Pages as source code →
· · · ·

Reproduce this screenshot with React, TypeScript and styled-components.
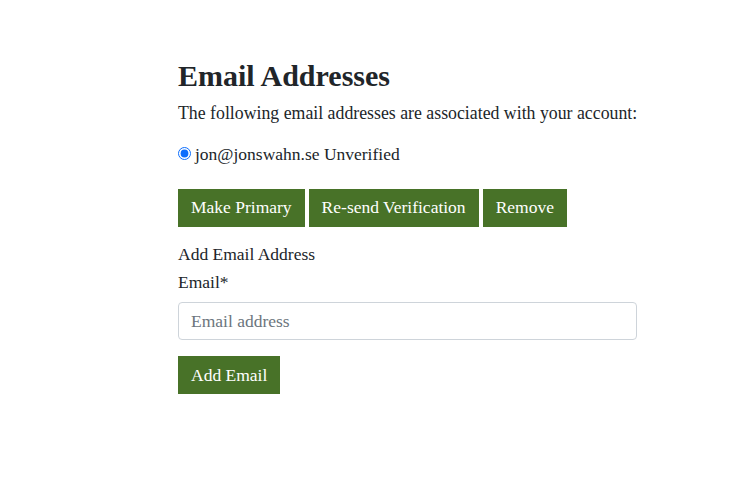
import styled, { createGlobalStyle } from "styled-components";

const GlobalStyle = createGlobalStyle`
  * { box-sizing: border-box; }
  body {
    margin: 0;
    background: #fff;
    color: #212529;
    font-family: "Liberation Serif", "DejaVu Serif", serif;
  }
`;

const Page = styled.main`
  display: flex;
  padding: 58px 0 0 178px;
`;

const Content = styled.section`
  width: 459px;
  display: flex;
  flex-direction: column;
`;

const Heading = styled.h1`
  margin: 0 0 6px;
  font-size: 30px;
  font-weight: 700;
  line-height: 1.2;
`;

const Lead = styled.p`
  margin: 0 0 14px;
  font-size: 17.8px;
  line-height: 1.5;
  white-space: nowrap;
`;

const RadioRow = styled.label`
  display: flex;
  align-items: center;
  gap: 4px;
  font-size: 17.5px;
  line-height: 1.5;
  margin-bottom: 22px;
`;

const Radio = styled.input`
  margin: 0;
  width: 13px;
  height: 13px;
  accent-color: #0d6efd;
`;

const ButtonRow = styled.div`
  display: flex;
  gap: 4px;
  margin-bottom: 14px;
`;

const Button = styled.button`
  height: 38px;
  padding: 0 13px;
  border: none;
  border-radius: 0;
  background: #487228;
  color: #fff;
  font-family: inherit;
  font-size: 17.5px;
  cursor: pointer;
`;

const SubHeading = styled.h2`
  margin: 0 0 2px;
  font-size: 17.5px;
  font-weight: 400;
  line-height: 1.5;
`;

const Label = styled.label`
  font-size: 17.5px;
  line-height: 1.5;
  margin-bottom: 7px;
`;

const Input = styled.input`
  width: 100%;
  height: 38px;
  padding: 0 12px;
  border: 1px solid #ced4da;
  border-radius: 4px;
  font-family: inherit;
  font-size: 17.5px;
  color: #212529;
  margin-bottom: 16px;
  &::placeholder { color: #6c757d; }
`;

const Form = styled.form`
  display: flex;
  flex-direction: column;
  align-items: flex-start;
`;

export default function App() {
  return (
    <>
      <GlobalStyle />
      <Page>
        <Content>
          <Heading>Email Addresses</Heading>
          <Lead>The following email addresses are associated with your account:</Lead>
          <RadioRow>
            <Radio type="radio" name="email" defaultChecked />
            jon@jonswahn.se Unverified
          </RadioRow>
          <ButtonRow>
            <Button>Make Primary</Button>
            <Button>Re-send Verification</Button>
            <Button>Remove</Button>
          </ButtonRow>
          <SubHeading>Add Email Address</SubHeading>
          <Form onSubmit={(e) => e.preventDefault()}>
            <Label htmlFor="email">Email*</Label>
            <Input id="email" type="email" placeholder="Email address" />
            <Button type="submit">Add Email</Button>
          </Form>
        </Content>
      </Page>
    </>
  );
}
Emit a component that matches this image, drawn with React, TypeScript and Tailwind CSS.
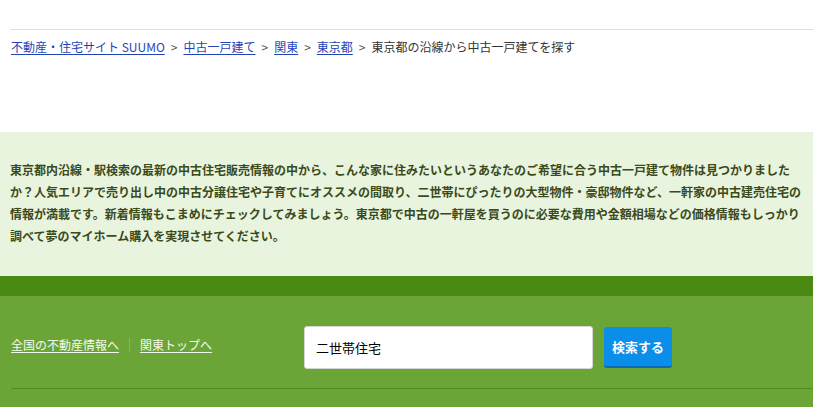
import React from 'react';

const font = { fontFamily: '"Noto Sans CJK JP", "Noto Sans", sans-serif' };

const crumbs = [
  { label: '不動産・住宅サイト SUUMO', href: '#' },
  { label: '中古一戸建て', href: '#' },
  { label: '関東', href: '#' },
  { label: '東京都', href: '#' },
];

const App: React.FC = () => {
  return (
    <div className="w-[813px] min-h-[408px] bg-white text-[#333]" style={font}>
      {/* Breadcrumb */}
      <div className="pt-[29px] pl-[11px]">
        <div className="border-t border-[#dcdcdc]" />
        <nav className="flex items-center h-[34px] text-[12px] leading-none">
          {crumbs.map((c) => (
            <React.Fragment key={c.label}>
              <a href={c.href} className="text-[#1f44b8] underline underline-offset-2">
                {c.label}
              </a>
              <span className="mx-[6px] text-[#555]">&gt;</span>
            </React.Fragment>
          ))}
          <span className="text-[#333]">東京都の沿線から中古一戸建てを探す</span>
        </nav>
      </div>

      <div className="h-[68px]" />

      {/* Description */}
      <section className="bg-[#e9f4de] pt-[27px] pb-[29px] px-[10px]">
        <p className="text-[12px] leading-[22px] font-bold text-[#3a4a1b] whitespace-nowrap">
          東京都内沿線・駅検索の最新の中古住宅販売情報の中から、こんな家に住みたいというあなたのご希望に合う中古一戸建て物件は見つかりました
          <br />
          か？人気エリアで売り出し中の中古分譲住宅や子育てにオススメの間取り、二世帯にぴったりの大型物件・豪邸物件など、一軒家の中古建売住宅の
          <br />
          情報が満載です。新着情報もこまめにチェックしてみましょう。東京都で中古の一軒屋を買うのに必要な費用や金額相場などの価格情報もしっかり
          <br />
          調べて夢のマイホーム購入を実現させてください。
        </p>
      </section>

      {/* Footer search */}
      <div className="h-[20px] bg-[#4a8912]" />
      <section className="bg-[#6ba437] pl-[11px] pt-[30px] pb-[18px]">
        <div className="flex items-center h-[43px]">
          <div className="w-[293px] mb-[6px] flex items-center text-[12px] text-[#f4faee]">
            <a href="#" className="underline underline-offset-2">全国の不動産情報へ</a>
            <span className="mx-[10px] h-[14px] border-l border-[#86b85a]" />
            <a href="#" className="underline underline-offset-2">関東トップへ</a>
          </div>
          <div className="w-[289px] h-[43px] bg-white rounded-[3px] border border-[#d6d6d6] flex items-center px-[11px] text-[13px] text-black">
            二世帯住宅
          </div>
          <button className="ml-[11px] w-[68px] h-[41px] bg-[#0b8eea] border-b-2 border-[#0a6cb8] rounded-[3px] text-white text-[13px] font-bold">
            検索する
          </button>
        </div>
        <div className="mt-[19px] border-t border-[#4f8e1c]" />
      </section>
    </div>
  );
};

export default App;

· · · ·

Aim of the exercise → Reproduce each line of the material containing the word "with".

Solution to the problem →
Reproduce this screenshot with React, TypeScript and styled-components.
          <Lead>The following email addresses are associated with your account:</Lead>
Emit a component that matches this image, drawn with React, TypeScript and Tailwind CSS.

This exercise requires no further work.